The next day was a Wednesday, i.e.still not the best day of the week for busking. But we headed out to try our luck anyway, straight to the pedestrian street we had found the night before. We talked to a poet giving away little scrolls of paper with a “poem of the day” written on them, and he kindly left his post to bring us to a place down the street that he thought was the best spot to play. He was right– it was lovely. We played there for about an hour, and had a much better experience that the night before.
On a much busier day, Whiskey Bliss, with her tap dancing traveling partner, Corey.
During our set we had seen a girl pass by with an accordion on her back. When we went to look for a new location for a second set, we saw her again, singing “Wagon Wheel,” on the corner where the Piazza meets the street. She smiled enthusiastically at us, definitely wanting to talk. Her name is Whiskey Bliss, and she’s from Seattle. She’s been traveling around Europe with her accordion for a year, she says, has been in Bologna for three weeks, and is just about to head off to Australia. She gave us a few tips about places to play, including confirming what we had heard before; that two of the main streets are closed to cars on Friday and Saturday. The streets are open for performances, she said, and there’s plenty of space for everybody to play.

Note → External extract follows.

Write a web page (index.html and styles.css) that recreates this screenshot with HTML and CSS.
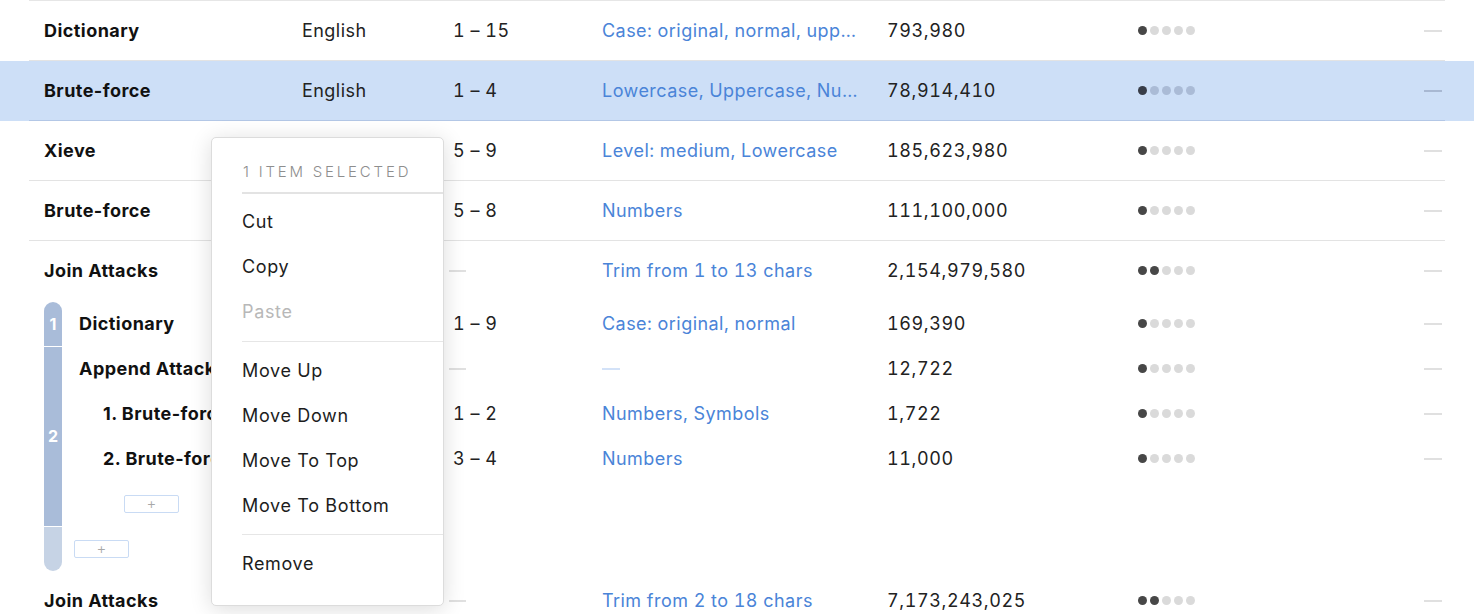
FILE: index.html
```html
<!DOCTYPE html>
<html>
<head>
<meta charset="utf-8">
<link rel="stylesheet" href="styles.css">
</head>
<body>
<div class="page">
  <div class="table">
    <div class="row">
      <div class="row-inner">
        <div class="c-name">Dictionary</div>
        <div class="c-lang">English</div>
        <div class="c-len">1 – 15</div>
        <div class="c-rules"><span class="ellip">Case: original, normal, uppercase, lowercase</span></div>
        <div class="c-count">793,980</div>
        <div class="c-dots"><span class="dots"><i class="on"></i><i></i><i></i><i></i><i></i></span></div>
        <div class="c-dash"><span class="dash"></span></div>
      </div>
    </div>
    <div class="row selected">
      <div class="row-inner">
        <div class="c-name">Brute-force</div>
        <div class="c-lang">English</div>
        <div class="c-len">1 – 4</div>
        <div class="c-rules"><span class="ellip">Lowercase, Uppercase, Numbers, Symbols</span></div>
        <div class="c-count">78,914,410</div>
        <div class="c-dots"><span class="dots"><i class="on"></i><i></i><i></i><i></i><i></i></span></div>
        <div class="c-dash"><span class="dash"></span></div>
      </div>
    </div>
    <div class="row">
      <div class="row-inner">
        <div class="c-name">Xieve</div>
        <div class="c-lang">English</div>
        <div class="c-len">5 – 9</div>
        <div class="c-rules"><span class="ellip">Level: medium, Lowercase</span></div>
        <div class="c-count">185,623,980</div>
        <div class="c-dots"><span class="dots"><i class="on"></i><i></i><i></i><i></i><i></i></span></div>
        <div class="c-dash"><span class="dash"></span></div>
      </div>
    </div>
    <div class="row">
      <div class="row-inner">
        <div class="c-name">Brute-force</div>
        <div class="c-lang">English</div>
        <div class="c-len">5 – 8</div>
        <div class="c-rules"><span class="ellip">Numbers</span></div>
        <div class="c-count">111,100,000</div>
        <div class="c-dots"><span class="dots"><i class="on"></i><i></i><i></i><i></i><i></i></span></div>
        <div class="c-dash"><span class="dash"></span></div>
      </div>
    </div>
    <div class="row">
      <div class="row-inner no-border">
        <div class="c-name">Join Attacks</div>
        <div class="c-lang"></div>
        <div class="c-len"><span class="dash"></span></div>
        <div class="c-rules"><span class="ellip">Trim from 1 to 13 chars</span></div>
        <div class="c-count">2,154,979,580</div>
        <div class="c-dots"><span class="dots"><i class="on"></i><i class="on"></i><i></i><i></i><i></i></span></div>
        <div class="c-dash"><span class="dash"></span></div>
      </div>
    </div>

    <div class="group">
      <div class="bar">
        <div class="seg seg-1">1</div>
        <div class="seg seg-2">2</div>
        <div class="seg seg-3"></div>
      </div>
      <div class="sub-rows">
        <div class="sub-row">
          <div class="s-name lvl1">Dictionary</div>
          <div class="c-lang"></div>
          <div class="c-len">1 – 9</div>
          <div class="c-rules"><span class="ellip">Case: original, normal</span></div>
          <div class="c-count">169,390</div>
          <div class="c-dots"><span class="dots"><i class="on"></i><i></i><i></i><i></i><i></i></span></div>
          <div class="c-dash"><span class="dash"></span></div>
        </div>
        <div class="sub-row">
          <div class="s-name lvl1">Append Attack</div>
          <div class="c-lang"></div>
          <div class="c-len"><span class="dash"></span></div>
          <div class="c-rules"><span class="dash blue"></span></div>
          <div class="c-count">12,722</div>
          <div class="c-dots"><span class="dots"><i class="on"></i><i></i><i></i><i></i><i></i></span></div>
          <div class="c-dash"><span class="dash"></span></div>
        </div>
        <div class="sub-row">
          <div class="s-name lvl2">1. Brute-force</div>
          <div class="c-lang"></div>
          <div class="c-len">1 – 2</div>
          <div class="c-rules"><span class="ellip">Numbers, Symbols</span></div>
          <div class="c-count">1,722</div>
          <div class="c-dots"><span class="dots"><i class="on"></i><i></i><i></i><i></i><i></i></span></div>
          <div class="c-dash"><span class="dash"></span></div>
        </div>
        <div class="sub-row">
          <div class="s-name lvl2">2. Brute-force</div>
          <div class="c-lang"></div>
          <div class="c-len">3 – 4</div>
          <div class="c-rules"><span class="ellip">Numbers</span></div>
          <div class="c-count">11,000</div>
          <div class="c-dots"><span class="dots"><i class="on"></i><i></i><i></i><i></i><i></i></span></div>
          <div class="c-dash"><span class="dash"></span></div>
        </div>
        <div class="sub-row add-row">
          <button class="add add-inner">+</button>
        </div>
        <div class="sub-row add-row">
          <button class="add add-outer">+</button>
        </div>
      </div>
    </div>

    <div class="row">
      <div class="row-inner no-border">
        <div class="c-name">Join Attacks</div>
        <div class="c-lang"></div>
        <div class="c-len"><span class="dash"></span></div>
        <div class="c-rules"><span class="ellip">Trim from 2 to 18 chars</span></div>
        <div class="c-count">7,173,243,025</div>
        <div class="c-dots"><span class="dots"><i class="on"></i><i class="on"></i><i></i><i></i><i></i></span></div>
        <div class="c-dash"><span class="dash"></span></div>
      </div>
    </div>
  </div>

  <div class="menu">
    <div class="menu-head">1 ITEM SELECTED</div>
    <div class="menu-sep thick"></div>
    <div class="menu-group first">
      <div class="menu-item">Cut</div>
      <div class="menu-item">Copy</div>
      <div class="menu-item disabled">Paste</div>
    </div>
    <div class="menu-sep"></div>
    <div class="menu-group">
      <div class="menu-item">Move Up</div>
      <div class="menu-item">Move Down</div>
      <div class="menu-item">Move To Top</div>
      <div class="menu-item">Move To Bottom</div>
    </div>
    <div class="menu-sep"></div>
    <div class="menu-group">
      <div class="menu-item">Remove</div>
    </div>
  </div>
</div>
</body>
</html>
```

FILE: styles.css
```css
* { box-sizing: border-box; }
html, body {
  margin: 0;
  padding: 0;
  background: #ffffff;
  overflow: hidden;
}
body {
  font-family: Inter, "Noto Sans", "Liberation Sans", sans-serif;
  font-size: 18px;
  letter-spacing: 0.45px;
  color: #222;
}
.page {
  position: relative;
  width: 1474px;
  height: 614px;
  overflow: hidden;
}
.table {
  border-top: 1px solid #e6e6e6;
  margin: 0 29px;
}
.table > .row {
  margin: 0 -29px;
}
.row-inner {
  margin: 0 29px;
  height: 60px;
  border-bottom: 1px solid #e3e3e3;
  display: grid;
  grid-template-columns: 273px 151px 149px 285px 251px 1fr 21px;
  align-items: center;
}
.row-inner.no-border { border-bottom: none; padding-bottom: 1px; }
.row.selected { background: #cddff7; }
.row.selected .row-inner { border-bottom-color: #b3c7e6; }

.c-name {
  padding-left: 15px;
  font-weight: 700;
  color: #111;
  white-space: nowrap;
}
.c-lang, .c-len, .c-count {
  color: #222;
  white-space: nowrap;
}
.c-len, .c-count, .c-rules { font-variant-numeric: tabular-nums; }
.c-len { letter-spacing: 0.5px; }
.c-count { letter-spacing: 0.6px; }
.c-rules {
  color: #4a84d8;
  white-space: nowrap;
  overflow: hidden;
}
.ellip {
  display: block;
  max-width: 258px;
  overflow: hidden;
  text-overflow: ellipsis;
  white-space: nowrap;
}
.c-dots { display: flex; align-items: center; }
.dots {
  display: inline-flex;
  gap: 3px;
}
.dots i {
  display: block;
  width: 9px;
  height: 9px;
  border-radius: 50%;
  background: #dadada;
}
.dots i.on { background: #474747; }
.row.selected .dots i { background: #aabbd6; }
.row.selected .dots i.on { background: #383d48; }

.c-dash { display: flex; align-items: center; }
.dash {
  display: block;
  width: 18px;
  height: 2px;
  background: #e0e0e0;
}
.c-len .dash { width: 17px; margin-left: -4px; }
.dash.blue { background: #d3e2f8; width: 18px; }
.row.selected .dash { background: #a8b8d2; }

/* nested group */
.group {
  display: flex;
  align-items: flex-start;
  height: 270px;
}
.bar {
  margin-left: 15px;
  margin-top: 1px;
  width: 18px;
  display: flex;
  flex-direction: column;
  gap: 1px;
  flex-shrink: 0;
}
.seg {
  background: #a9bcd9;
  color: #ffffff;
  font-weight: 700;
  font-size: 16px;
  letter-spacing: 0;
  display: flex;
  align-items: center;
  justify-content: center;
}
.seg-1 { height: 44px; border-radius: 9px 9px 0 0; }
.seg-2 { height: 179px; padding-bottom: 2px; }
.seg-3 { height: 44px; background: #c6d3e5; border-radius: 0 0 9px 9px; }

.sub-rows { flex: 1; }
.sub-row {
  height: 45px;
  display: grid;
  grid-template-columns: 240px 151px 149px 285px 251px 1fr 21px;
  align-items: center;
}
.s-name {
  font-weight: 700;
  color: #111;
  white-space: nowrap;
  overflow: hidden;
}
.s-name.lvl1 { padding-left: 17px; }
.s-name.lvl2 { padding-left: 41px; }
.add-row { display: flex; align-items: center; }
.add {
  width: 55px;
  height: 18px;
  border: 1px solid #c9dbf4;
  border-radius: 2px;
  background: #fff;
  color: #a8a8a8;
  font-family: Inter, sans-serif;
  font-size: 15px;
  font-weight: 300;
  line-height: 14px;
  padding: 0;
  display: flex;
  align-items: center;
  justify-content: center;
}
.add-inner { margin-left: 62px; }
.add-outer { margin-left: 12px; }

/* context menu */
.menu {
  position: absolute;
  left: 211px;
  top: 137px;
  width: 233px;
  height: 469px;
  background: #fff;
  border: 1px solid #dcdcdc;
  border-radius: 5px;
  box-shadow: 0 3px 22px rgba(0, 0, 0, 0.14);
  padding-top: 21px;
}
.menu-head {
  padding-left: 31px;
  height: 26px;
  line-height: 26px;
  font-size: 15px;
  font-weight: 300;
  letter-spacing: 2.8px;
  color: #8e8e8e;
}
.menu-sep {
  margin-left: 30px;
  height: 1px;
  background: #e6e6e6;
}
.menu-sep.thick {
  height: 2px;
  background: #e3e3e3;
  margin-top: 7px;
}
.menu-group {
  padding: 6px 0 6px;
}
.menu-group.first { padding: 5px 0 7px; }
.menu-item {
  height: 45px;
  line-height: 45px;
  padding-left: 30px;
  color: #1d1d1d;
  letter-spacing: 0.65px;
}
.menu-item.disabled { color: #b8b8b8; }
```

This generosity is typical of the buskers we’ve encountered in Bologna. They’re everywhere, but we’ve seen very little competition or intimidation. This is a pretty big contrast to our busking experiences in Seattle, which have mostly been at the Pike Place Market, a very competitive environment where newcomers aren’t typically welcomed by old timers, and where the younger or less experienced buskers don’t even try to play certain spots because of the intimidation. But somehow, in Bologna, busking is legal, appreciated, and possible for anyone who wants to play. I don’t know if it’s the culture, or the climate, or the generous heart of the city, but whatever the cause, we’re grateful to have found it.